Proses dialog akan membutuhkan waktu. Sebab, ada banyak pihak perlu dilibatkan. Kamboja pun melalui proses itu kala berusaha menyelesaikan konflik internalnya hampir 30 tahun lalu. ”Hal terpenting, kita memulai dulu. Bekerja sama dengan semua pihak,” katanya.
Tidak mudah mempertemukan para pihak bertentangan di Myanmar. Negara itu sudah lama dilanda konflik bersenjata yang melibatkan pemerintah dengan sejumlah kelompok etnis. Kini, konfliknya bertambah dengan kehadiran milisi oposisi.
Tawaran keluarga
Ade Padmo mengatakan, pengalaman Kamboja menunjukkan ASEAN punya modal mengelola persoalan sejenis. ”Pengalaman ini, walau sangat disayangkan, menunjukkan ASEAN akan bisa menyelesaikan krisis sekarang,” katanya.
Ia menyebut, tawaran ASEAN kepada Myanmar bukan pelanggaran prinsip ikut campur. Tawaran itu lebih didasari semangat kekeluargaan bangsa-bangsa Asia Tenggara. ”Tawaran ini tawaran kekeluargaan, kepada salah satu anggotanya. Tidak lebih dari itu,” ujarnya.
Sejauh ini, upaya ASEAN membantu Myanmar belum berjalan lancar. Salah satu indikatornya adalah hampir semua poin konsensus yang dicapai ASEAN dengan Myanmar tidak kunjung terwujud. Dari lima poin konsensus, baru penunjukan utusan khusus ASEAN yang terwujud pada Agustus 2021. Adapun empat konsensus lainnya belum jalan, yakni penunjukan utusan khusus ASEAN untuk Myanmar, dialog antarpihak di Myanmar dengan difasilitasi utusan khusus, pengiriman bantuan kemanusiaan, dan penghentian kekerasan.

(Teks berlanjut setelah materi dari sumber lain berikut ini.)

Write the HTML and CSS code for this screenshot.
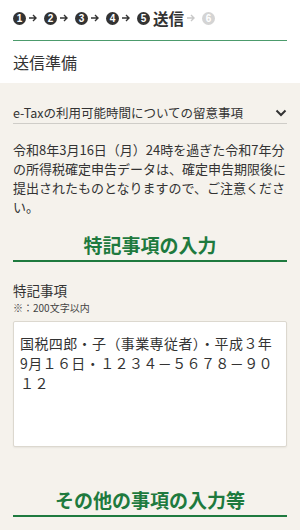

Lawatan Utusan Khusus ASEAN, yang kini dijabat Menteri Luar Negeri Kedua Brunei Darussalam Erywan Yusof, tidak kunjung terwujud. Wakil Kepala Dewan Pemerintahan Negara Myanmar Soe Win menegaskan bahwa permintaan Utusan Khusus ASEAN untuk bertemu Aung San Suu Kyi tidak dapat diterima. Alasannya, Suu Kyi sedang menjadi terdakwa.
Ade menekankan, amat penting bagi junta untuk bekerja sama dengan ASEAN jika ingin krisis Myanmar diselesaikan. Kerja sama tulus dan serius junta serta semua pihak di Myanmar diperlukan agar solusi bisa dicari. Tidak kalah penting adalah komunikasi para pihak di Myanmar tidak hanya dilakukan untuk sekadar menunjukkan sudah bertindak alias formalitas belaka. ”Harus dilakukan dengan niat menerapkan kesepakatan secara nyata,” katanya.
Sejak kudeta 1 Februari 2021, berbagai pihak pesimistis Myanmar bisa segera kembali ke demokrasi. Junta terus-menerus mengingkari dan menghindari aneka upaya menyelesaikan krisis Myanmar. Kondisi semakin memburuk karena baku tembak terus meluas ke berbagai penjuru Myanmar.